Make an exact copy of the data below, leaving out every picture.

** Start of DATASET EXCERPT **

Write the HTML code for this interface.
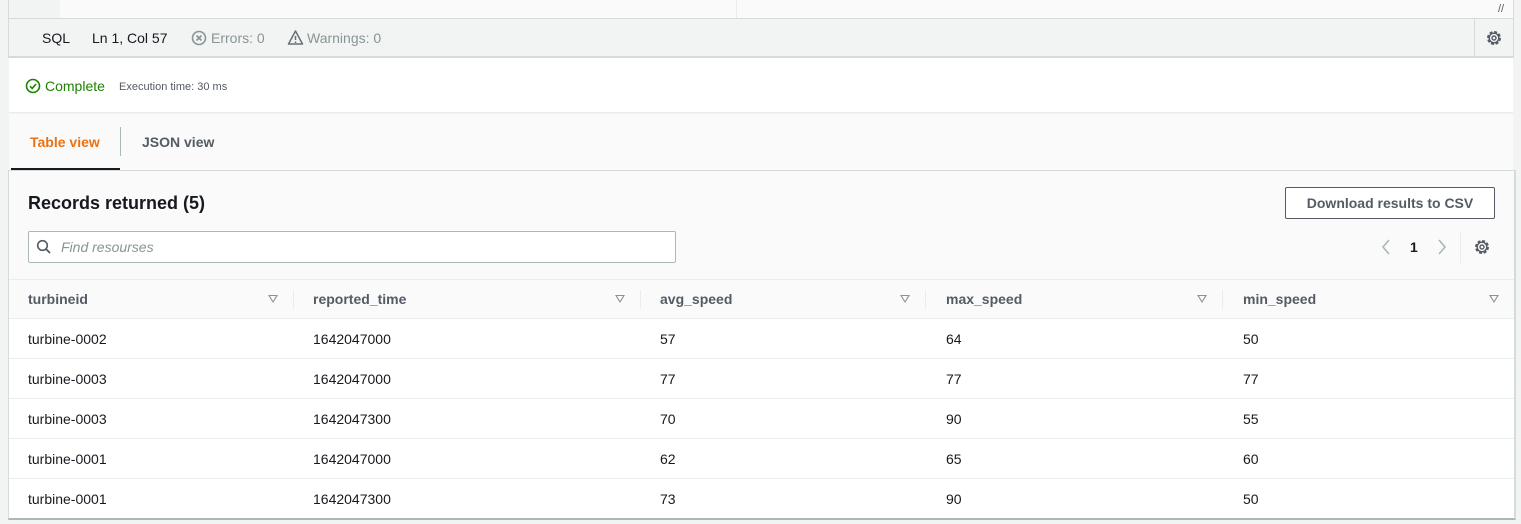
<!DOCTYPE html><html><head><style>
*{box-sizing:border-box;margin:0;padding:0}
body{width:1521px;height:524px;background:#f2f3f3;font-family:"Liberation Sans",Arial,sans-serif;color:#16191f;position:relative;overflow:hidden;font-size:14px}
.a{position:absolute}
.hd{font-weight:bold;color:#545b64;font-size:14px}
.sort{position:absolute;width:0;height:0;border-left:5px solid transparent;border-right:5px solid transparent;border-top:8px solid #879596}
.sort:after{content:"";position:absolute;left:-3px;top:-7px;border-left:3px solid transparent;border-right:3px solid transparent;border-top:5px solid #fafafa}
.row{position:absolute;left:9px;width:1505px;height:40px;background:#fff;border-top:1px solid #eaeded}
.row span{position:absolute;top:12px}
</style></head><body>
<div class="a" style="left:8px;top:0;width:1506px;height:18px;background:#fafafa;border-left:1px solid #d5dbdb;border-right:1px solid #d5dbdb"></div>
<div class="a" style="left:9px;top:0;width:51px;height:18px;background:#f2f3f3"></div>
<div class="a" style="left:736px;top:0;width:1px;height:18px;background:#eaeded"></div>
<div class="a" style="left:1498px;top:3px;color:#545b64;font-size:11px">//</div>
<div class="a" style="left:8px;top:18px;width:1506px;height:40px;background:#f2f3f3;border:1px solid #d5dbdb;border-bottom:2px solid #d5dbdb"></div>
<div class="a" style="left:42px;top:30px;font-size:14px">SQL</div>
<div class="a" style="left:92px;top:30px;font-size:14px">Ln 1, Col 57</div>
<svg class="a" style="left:191px;top:30px" width="16" height="16"><circle cx="8" cy="8" r="6.5" fill="none" stroke="#879596" stroke-width="1.6"/><path d="M5.5 5.5l5 5M10.5 5.5l-5 5" stroke="#879596" stroke-width="1.6"/></svg>
<div class="a" style="left:211px;top:30px;color:#879596">Errors: 0</div>
<svg class="a" style="left:287px;top:29px" width="17" height="17"><path d="M8.5 2L15.5 15H1.5Z" fill="none" stroke="#687078" stroke-width="1.5" stroke-linejoin="round"/><path d="M8.5 7v4M8.5 12.5v1.5" stroke="#687078" stroke-width="1.5"/></svg>
<div class="a" style="left:307px;top:30px;color:#879596">Warnings: 0</div>
<div class="a" style="left:1474px;top:19px;width:1px;height:37px;background:#d5dbdb"></div>
<svg class="a" style="left:1485px;top:29px" width="18" height="18"><circle cx="9" cy="9" r="6" fill="none" stroke="#545b64" stroke-width="2" stroke-dasharray="3 1.7"/><circle cx="9" cy="9" r="4.8" fill="none" stroke="#545b64" stroke-width="1.4"/><circle cx="9" cy="9" r="2" fill="none" stroke="#545b64" stroke-width="1.4"/></svg>
<div class="a" style="left:9px;top:58px;width:1504px;height:55px;background:#fff;border-bottom:1px solid #eaeded"></div>
<svg class="a" style="left:25px;top:78px" width="16" height="16"><circle cx="8" cy="8" r="6.5" fill="none" stroke="#1d8102" stroke-width="1.6"/><path d="M5 8.2l2.2 2.2L11 6" fill="none" stroke="#1d8102" stroke-width="1.6"/></svg>
<div class="a" style="left:45px;top:78px;color:#1d8102;font-size:14px">Complete</div>
<div class="a" style="left:119px;top:81px;color:#545b64;font-size:11px">Execution time: 30 ms</div>
<div class="a" style="left:9px;top:114px;width:1504px;height:56px;background:#fafafa"></div>
<div class="a" style="left:30px;top:134px;color:#ec7211;font-weight:bold;font-size:14px">Table view</div>
<div class="a" style="left:120px;top:127px;width:1px;height:29px;background:#aab7b8"></div>
<div class="a" style="left:142px;top:134px;color:#545b64;font-weight:bold;font-size:14px">JSON view</div>
<div class="a" style="left:11px;top:168px;width:109px;height:2px;background:#16191f"></div>
<div class="a" style="left:8px;top:170px;width:1508px;height:350px;background:#fafafa;border:1px solid #d5dbdb;border-bottom:2px solid #aab7b8;border-right:2px solid #d5dbdb"></div>
<div class="a" style="left:28px;top:193px;font-weight:bold;font-size:18px">Records returned (5)</div>
<div class="a" style="left:1285px;top:187px;width:210px;height:32px;border:1px solid #545b64;border-radius:2px;background:#fff;text-align:center;line-height:30px;font-weight:bold;color:#545b64;font-size:14px">Download results to CSV</div>
<div class="a" style="left:28px;top:231px;width:648px;height:32px;border:1px solid #aab7b8;background:#fff;border-radius:2px"></div>
<svg class="a" style="left:36px;top:239px" width="16" height="16"><circle cx="6.5" cy="6.5" r="4.8" fill="none" stroke="#545b64" stroke-width="1.6"/><path d="M10 10l4 4" stroke="#545b64" stroke-width="1.8"/></svg>
<div class="a" style="left:61px;top:239px;color:#879596;font-style:italic;font-size:14px">Find resourses</div>
<svg class="a" style="left:1380px;top:238px" width="12" height="18"><path d="M9 2L3 9l6 7" fill="none" stroke="#aab7b8" stroke-width="1.6"/></svg>
<div class="a" style="left:1410px;top:239px;font-weight:bold;font-size:14px">1</div>
<svg class="a" style="left:1436px;top:238px" width="12" height="18"><path d="M3 2l6 7-6 7" fill="none" stroke="#aab7b8" stroke-width="1.6"/></svg>
<div class="a" style="left:1460px;top:231px;width:1px;height:32px;background:#eaeded"></div>
<svg class="a" style="left:1473px;top:238px" width="18" height="18"><circle cx="9" cy="9" r="6" fill="none" stroke="#545b64" stroke-width="2" stroke-dasharray="3 1.7"/><circle cx="9" cy="9" r="4.8" fill="none" stroke="#545b64" stroke-width="1.4"/><circle cx="9" cy="9" r="2" fill="none" stroke="#545b64" stroke-width="1.4"/></svg>
<div class="a" style="left:9px;top:279px;width:1505px;height:1px;background:#eaeded"></div>
<div class="a hd" style="left:28px;top:291px">turbineid</div><div class="sort" style="left:268px;top:295px"></div><div class="a" style="left:293px;top:290px;width:1px;height:19px;background:#eaeded"></div>
<div class="a hd" style="left:313px;top:291px">reported_time</div><div class="sort" style="left:615px;top:295px"></div><div class="a" style="left:640px;top:290px;width:1px;height:19px;background:#eaeded"></div>
<div class="a hd" style="left:660px;top:291px">avg_speed</div><div class="sort" style="left:900px;top:295px"></div><div class="a" style="left:925px;top:290px;width:1px;height:19px;background:#eaeded"></div>
<div class="a hd" style="left:946px;top:291px">max_speed</div><div class="sort" style="left:1197px;top:295px"></div><div class="a" style="left:1222px;top:290px;width:1px;height:19px;background:#eaeded"></div>
<div class="a hd" style="left:1243px;top:291px">min_speed</div><div class="sort" style="left:1489px;top:295px"></div>
<div class="row" style="top:318px"><span style="left:19px">turbine-0002</span><span style="left:304px">1642047000</span><span style="left:651px">57</span><span style="left:937px">64</span><span style="left:1234px">50</span></div>
<div class="row" style="top:358px"><span style="left:19px">turbine-0003</span><span style="left:304px">1642047000</span><span style="left:651px">77</span><span style="left:937px">77</span><span style="left:1234px">77</span></div>
<div class="row" style="top:398px"><span style="left:19px">turbine-0003</span><span style="left:304px">1642047300</span><span style="left:651px">70</span><span style="left:937px">90</span><span style="left:1234px">55</span></div>
<div class="row" style="top:438px"><span style="left:19px">turbine-0001</span><span style="left:304px">1642047000</span><span style="left:651px">62</span><span style="left:937px">65</span><span style="left:1234px">60</span></div>
<div class="row" style="top:478px;height:40px"><span style="left:19px">turbine-0001</span><span style="left:304px">1642047300</span><span style="left:651px">73</span><span style="left:937px">90</span><span style="left:1234px">50</span></div>
</body></html>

** End of DATASET EXCERPT **

SOLUTION TO THE EXERCISE:
Write the HTML code for this interface.
<!DOCTYPE html><html><head><style>
*{box-sizing:border-box;margin:0;padding:0}
body{width:1521px;height:524px;background:#f2f3f3;font-family:"Liberation Sans",Arial,sans-serif;color:#16191f;position:relative;overflow:hidden;font-size:14px}
.a{position:absolute}
.hd{font-weight:bold;color:#545b64;font-size:14px}
.sort{position:absolute;width:0;height:0;border-left:5px solid transparent;border-right:5px solid transparent;border-top:8px solid #879596}
.sort:after{content:"";position:absolute;left:-3px;top:-7px;border-left:3px solid transparent;border-right:3px solid transparent;border-top:5px solid #fafafa}
.row{position:absolute;left:9px;width:1505px;height:40px;background:#fff;border-top:1px solid #eaeded}
.row span{position:absolute;top:12px}
</style></head><body>
<div class="a" style="left:8px;top:0;width:1506px;height:18px;background:#fafafa;border-left:1px solid #d5dbdb;border-right:1px solid #d5dbdb"></div>
<div class="a" style="left:9px;top:0;width:51px;height:18px;background:#f2f3f3"></div>
<div class="a" style="left:736px;top:0;width:1px;height:18px;background:#eaeded"></div>
<div class="a" style="left:1498px;top:3px;color:#545b64;font-size:11px">//</div>
<div class="a" style="left:8px;top:18px;width:1506px;height:40px;background:#f2f3f3;border:1px solid #d5dbdb;border-bottom:2px solid #d5dbdb"></div>
<div class="a" style="left:42px;top:30px;font-size:14px">SQL</div>
<div class="a" style="left:92px;top:30px;font-size:14px">Ln 1, Col 57</div>
<svg class="a" style="left:191px;top:30px" width="16" height="16"><circle cx="8" cy="8" r="6.5" fill="none" stroke="#879596" stroke-width="1.6"/><path d="M5.5 5.5l5 5M10.5 5.5l-5 5" stroke="#879596" stroke-width="1.6"/></svg>
<div class="a" style="left:211px;top:30px;color:#879596">Errors: 0</div>
<svg class="a" style="left:287px;top:29px" width="17" height="17"><path d="M8.5 2L15.5 15H1.5Z" fill="none" stroke="#687078" stroke-width="1.5" stroke-linejoin="round"/><path d="M8.5 7v4M8.5 12.5v1.5" stroke="#687078" stroke-width="1.5"/></svg>
<div class="a" style="left:307px;top:30px;color:#879596">Warnings: 0</div>
<div class="a" style="left:1474px;top:19px;width:1px;height:37px;background:#d5dbdb"></div>
<svg class="a" style="left:1485px;top:29px" width="18" height="18"><circle cx="9" cy="9" r="6" fill="none" stroke="#545b64" stroke-width="2" stroke-dasharray="3 1.7"/><circle cx="9" cy="9" r="4.8" fill="none" stroke="#545b64" stroke-width="1.4"/><circle cx="9" cy="9" r="2" fill="none" stroke="#545b64" stroke-width="1.4"/></svg>
<div class="a" style="left:9px;top:58px;width:1504px;height:55px;background:#fff;border-bottom:1px solid #eaeded"></div>
<svg class="a" style="left:25px;top:78px" width="16" height="16"><circle cx="8" cy="8" r="6.5" fill="none" stroke="#1d8102" stroke-width="1.6"/><path d="M5 8.2l2.2 2.2L11 6" fill="none" stroke="#1d8102" stroke-width="1.6"/></svg>
<div class="a" style="left:45px;top:78px;color:#1d8102;font-size:14px">Complete</div>
<div class="a" style="left:119px;top:81px;color:#545b64;font-size:11px">Execution time: 30 ms</div>
<div class="a" style="left:9px;top:114px;width:1504px;height:56px;background:#fafafa"></div>
<div class="a" style="left:30px;top:134px;color:#ec7211;font-weight:bold;font-size:14px">Table view</div>
<div class="a" style="left:120px;top:127px;width:1px;height:29px;background:#aab7b8"></div>
<div class="a" style="left:142px;top:134px;color:#545b64;font-weight:bold;font-size:14px">JSON view</div>
<div class="a" style="left:11px;top:168px;width:109px;height:2px;background:#16191f"></div>
<div class="a" style="left:8px;top:170px;width:1508px;height:350px;background:#fafafa;border:1px solid #d5dbdb;border-bottom:2px solid #aab7b8;border-right:2px solid #d5dbdb"></div>
<div class="a" style="left:28px;top:193px;font-weight:bold;font-size:18px">Records returned (5)</div>
<div class="a" style="left:1285px;top:187px;width:210px;height:32px;border:1px solid #545b64;border-radius:2px;background:#fff;text-align:center;line-height:30px;font-weight:bold;color:#545b64;font-size:14px">Download results to CSV</div>
<div class="a" style="left:28px;top:231px;width:648px;height:32px;border:1px solid #aab7b8;background:#fff;border-radius:2px"></div>
<svg class="a" style="left:36px;top:239px" width="16" height="16"><circle cx="6.5" cy="6.5" r="4.8" fill="none" stroke="#545b64" stroke-width="1.6"/><path d="M10 10l4 4" stroke="#545b64" stroke-width="1.8"/></svg>
<div class="a" style="left:61px;top:239px;color:#879596;font-style:italic;font-size:14px">Find resourses</div>
<svg class="a" style="left:1380px;top:238px" width="12" height="18"><path d="M9 2L3 9l6 7" fill="none" stroke="#aab7b8" stroke-width="1.6"/></svg>
<div class="a" style="left:1410px;top:239px;font-weight:bold;font-size:14px">1</div>
<svg class="a" style="left:1436px;top:238px" width="12" height="18"><path d="M3 2l6 7-6 7" fill="none" stroke="#aab7b8" stroke-width="1.6"/></svg>
<div class="a" style="left:1460px;top:231px;width:1px;height:32px;background:#eaeded"></div>
<svg class="a" style="left:1473px;top:238px" width="18" height="18"><circle cx="9" cy="9" r="6" fill="none" stroke="#545b64" stroke-width="2" stroke-dasharray="3 1.7"/><circle cx="9" cy="9" r="4.8" fill="none" stroke="#545b64" stroke-width="1.4"/><circle cx="9" cy="9" r="2" fill="none" stroke="#545b64" stroke-width="1.4"/></svg>
<div class="a" style="left:9px;top:279px;width:1505px;height:1px;background:#eaeded"></div>
<div class="a hd" style="left:28px;top:291px">turbineid</div><div class="sort" style="left:268px;top:295px"></div><div class="a" style="left:293px;top:290px;width:1px;height:19px;background:#eaeded"></div>
<div class="a hd" style="left:313px;top:291px">reported_time</div><div class="sort" style="left:615px;top:295px"></div><div class="a" style="left:640px;top:290px;width:1px;height:19px;background:#eaeded"></div>
<div class="a hd" style="left:660px;top:291px">avg_speed</div><div class="sort" style="left:900px;top:295px"></div><div class="a" style="left:925px;top:290px;width:1px;height:19px;background:#eaeded"></div>
<div class="a hd" style="left:946px;top:291px">max_speed</div><div class="sort" style="left:1197px;top:295px"></div><div class="a" style="left:1222px;top:290px;width:1px;height:19px;background:#eaeded"></div>
<div class="a hd" style="left:1243px;top:291px">min_speed</div><div class="sort" style="left:1489px;top:295px"></div>
<div class="row" style="top:318px"><span style="left:19px">turbine-0002</span><span style="left:304px">1642047000</span><span style="left:651px">57</span><span style="left:937px">64</span><span style="left:1234px">50</span></div>
<div class="row" style="top:358px"><span style="left:19px">turbine-0003</span><span style="left:304px">1642047000</span><span style="left:651px">77</span><span style="left:937px">77</span><span style="left:1234px">77</span></div>
<div class="row" style="top:398px"><span style="left:19px">turbine-0003</span><span style="left:304px">1642047300</span><span style="left:651px">70</span><span style="left:937px">90</span><span style="left:1234px">55</span></div>
<div class="row" style="top:438px"><span style="left:19px">turbine-0001</span><span style="left:304px">1642047000</span><span style="left:651px">62</span><span style="left:937px">65</span><span style="left:1234px">60</span></div>
<div class="row" style="top:478px;height:40px"><span style="left:19px">turbine-0001</span><span style="left:304px">1642047300</span><span style="left:651px">73</span><span style="left:937px">90</span><span style="left:1234px">50</span></div>
</body></html>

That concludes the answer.